Go through the listing below and list every line with "screenshot".

*** RECORDED INFORMATION ***

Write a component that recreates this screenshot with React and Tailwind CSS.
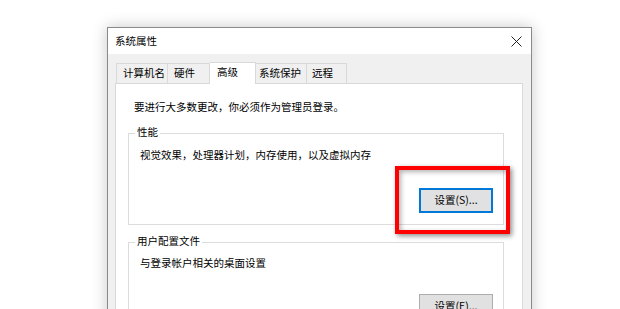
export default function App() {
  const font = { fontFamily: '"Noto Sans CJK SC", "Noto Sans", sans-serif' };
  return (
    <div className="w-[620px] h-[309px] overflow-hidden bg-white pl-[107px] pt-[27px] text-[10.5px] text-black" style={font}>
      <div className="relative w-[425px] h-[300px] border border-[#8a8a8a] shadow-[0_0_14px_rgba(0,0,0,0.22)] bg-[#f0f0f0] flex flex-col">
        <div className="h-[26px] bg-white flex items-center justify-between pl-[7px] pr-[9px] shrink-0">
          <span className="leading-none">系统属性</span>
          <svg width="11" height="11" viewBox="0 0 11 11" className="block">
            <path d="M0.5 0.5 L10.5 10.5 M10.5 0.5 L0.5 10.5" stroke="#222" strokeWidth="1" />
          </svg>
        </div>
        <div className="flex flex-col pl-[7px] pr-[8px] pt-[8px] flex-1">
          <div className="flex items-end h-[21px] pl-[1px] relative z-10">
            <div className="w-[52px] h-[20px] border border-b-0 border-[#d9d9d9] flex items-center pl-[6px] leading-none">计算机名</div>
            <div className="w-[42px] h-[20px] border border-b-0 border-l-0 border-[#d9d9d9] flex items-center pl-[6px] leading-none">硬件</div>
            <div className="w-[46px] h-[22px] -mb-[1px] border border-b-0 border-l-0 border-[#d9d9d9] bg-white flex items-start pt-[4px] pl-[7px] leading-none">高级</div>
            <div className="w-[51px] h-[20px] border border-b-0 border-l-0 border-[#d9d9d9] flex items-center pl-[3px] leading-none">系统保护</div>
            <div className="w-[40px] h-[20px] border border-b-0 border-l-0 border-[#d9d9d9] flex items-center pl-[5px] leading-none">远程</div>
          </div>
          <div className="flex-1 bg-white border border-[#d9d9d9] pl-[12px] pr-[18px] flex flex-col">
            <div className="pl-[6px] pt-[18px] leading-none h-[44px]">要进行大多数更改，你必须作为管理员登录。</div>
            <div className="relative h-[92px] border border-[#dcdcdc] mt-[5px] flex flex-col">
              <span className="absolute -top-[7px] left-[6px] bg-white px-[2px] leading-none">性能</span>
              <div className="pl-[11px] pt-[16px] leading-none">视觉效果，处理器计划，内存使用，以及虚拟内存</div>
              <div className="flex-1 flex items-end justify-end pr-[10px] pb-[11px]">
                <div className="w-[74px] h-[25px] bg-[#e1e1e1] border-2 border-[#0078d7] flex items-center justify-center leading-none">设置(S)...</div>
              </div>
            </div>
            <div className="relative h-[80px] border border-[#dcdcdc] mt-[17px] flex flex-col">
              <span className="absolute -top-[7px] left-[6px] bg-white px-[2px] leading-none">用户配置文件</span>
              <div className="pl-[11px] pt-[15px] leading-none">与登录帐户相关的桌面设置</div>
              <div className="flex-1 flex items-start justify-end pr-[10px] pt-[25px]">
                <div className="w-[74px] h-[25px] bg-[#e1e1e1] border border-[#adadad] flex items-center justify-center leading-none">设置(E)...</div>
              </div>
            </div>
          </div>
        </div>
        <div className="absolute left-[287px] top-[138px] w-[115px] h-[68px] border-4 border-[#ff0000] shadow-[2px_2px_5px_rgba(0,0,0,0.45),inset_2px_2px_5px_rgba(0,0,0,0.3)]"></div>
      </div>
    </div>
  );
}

***
*** RECORDED INFORMATION ***

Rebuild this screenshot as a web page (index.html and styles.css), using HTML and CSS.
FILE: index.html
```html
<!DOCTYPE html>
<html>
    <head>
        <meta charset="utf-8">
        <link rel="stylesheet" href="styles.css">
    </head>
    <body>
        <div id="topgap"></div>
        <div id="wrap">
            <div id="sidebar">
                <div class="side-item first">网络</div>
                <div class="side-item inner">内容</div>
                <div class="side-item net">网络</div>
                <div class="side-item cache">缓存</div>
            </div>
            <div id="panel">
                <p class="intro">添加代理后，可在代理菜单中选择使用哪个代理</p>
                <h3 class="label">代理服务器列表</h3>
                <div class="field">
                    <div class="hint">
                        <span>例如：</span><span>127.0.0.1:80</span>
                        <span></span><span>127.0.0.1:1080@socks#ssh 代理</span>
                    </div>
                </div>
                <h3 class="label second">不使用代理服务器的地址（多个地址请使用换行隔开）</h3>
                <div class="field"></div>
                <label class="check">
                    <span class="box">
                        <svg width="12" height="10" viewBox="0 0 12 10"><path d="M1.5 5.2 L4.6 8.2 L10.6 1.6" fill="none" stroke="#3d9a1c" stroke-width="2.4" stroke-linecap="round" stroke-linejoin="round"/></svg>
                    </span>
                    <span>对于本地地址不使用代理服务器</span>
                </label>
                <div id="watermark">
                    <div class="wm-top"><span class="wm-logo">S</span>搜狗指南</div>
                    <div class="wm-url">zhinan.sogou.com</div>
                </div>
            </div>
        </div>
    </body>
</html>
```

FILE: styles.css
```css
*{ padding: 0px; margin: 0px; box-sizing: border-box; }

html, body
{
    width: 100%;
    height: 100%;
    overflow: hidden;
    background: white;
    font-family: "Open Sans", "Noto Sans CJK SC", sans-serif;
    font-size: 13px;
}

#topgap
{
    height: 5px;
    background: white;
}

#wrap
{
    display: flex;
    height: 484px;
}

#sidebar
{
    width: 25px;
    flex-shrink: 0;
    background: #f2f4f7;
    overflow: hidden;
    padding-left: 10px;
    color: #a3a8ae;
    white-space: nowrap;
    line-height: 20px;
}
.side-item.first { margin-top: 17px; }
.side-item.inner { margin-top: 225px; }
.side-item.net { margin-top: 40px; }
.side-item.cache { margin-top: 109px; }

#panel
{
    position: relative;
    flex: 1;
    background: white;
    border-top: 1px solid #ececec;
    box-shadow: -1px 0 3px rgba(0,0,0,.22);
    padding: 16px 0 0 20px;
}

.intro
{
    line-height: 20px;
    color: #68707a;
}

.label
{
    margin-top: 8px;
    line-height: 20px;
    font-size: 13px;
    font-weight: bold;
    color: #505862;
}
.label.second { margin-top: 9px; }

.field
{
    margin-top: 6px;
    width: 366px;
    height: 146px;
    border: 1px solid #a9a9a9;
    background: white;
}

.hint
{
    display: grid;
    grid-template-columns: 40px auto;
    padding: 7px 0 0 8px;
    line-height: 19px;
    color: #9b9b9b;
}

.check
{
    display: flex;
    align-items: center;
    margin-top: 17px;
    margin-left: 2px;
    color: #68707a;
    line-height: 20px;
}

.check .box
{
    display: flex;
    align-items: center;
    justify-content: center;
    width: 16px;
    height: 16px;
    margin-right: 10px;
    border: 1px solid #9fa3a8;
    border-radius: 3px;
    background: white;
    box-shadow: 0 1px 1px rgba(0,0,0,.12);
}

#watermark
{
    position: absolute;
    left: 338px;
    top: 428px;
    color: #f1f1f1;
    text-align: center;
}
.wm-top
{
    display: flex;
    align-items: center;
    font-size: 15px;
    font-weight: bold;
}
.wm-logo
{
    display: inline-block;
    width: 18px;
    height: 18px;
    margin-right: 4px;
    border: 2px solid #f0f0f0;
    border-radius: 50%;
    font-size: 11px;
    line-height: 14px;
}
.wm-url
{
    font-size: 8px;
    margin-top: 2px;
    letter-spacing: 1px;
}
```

***

### FULL OUTPUT
Write a component that recreates this screenshot with React and Tailwind CSS.
Rebuild this screenshot as a web page (index.html and styles.css), using HTML and CSS.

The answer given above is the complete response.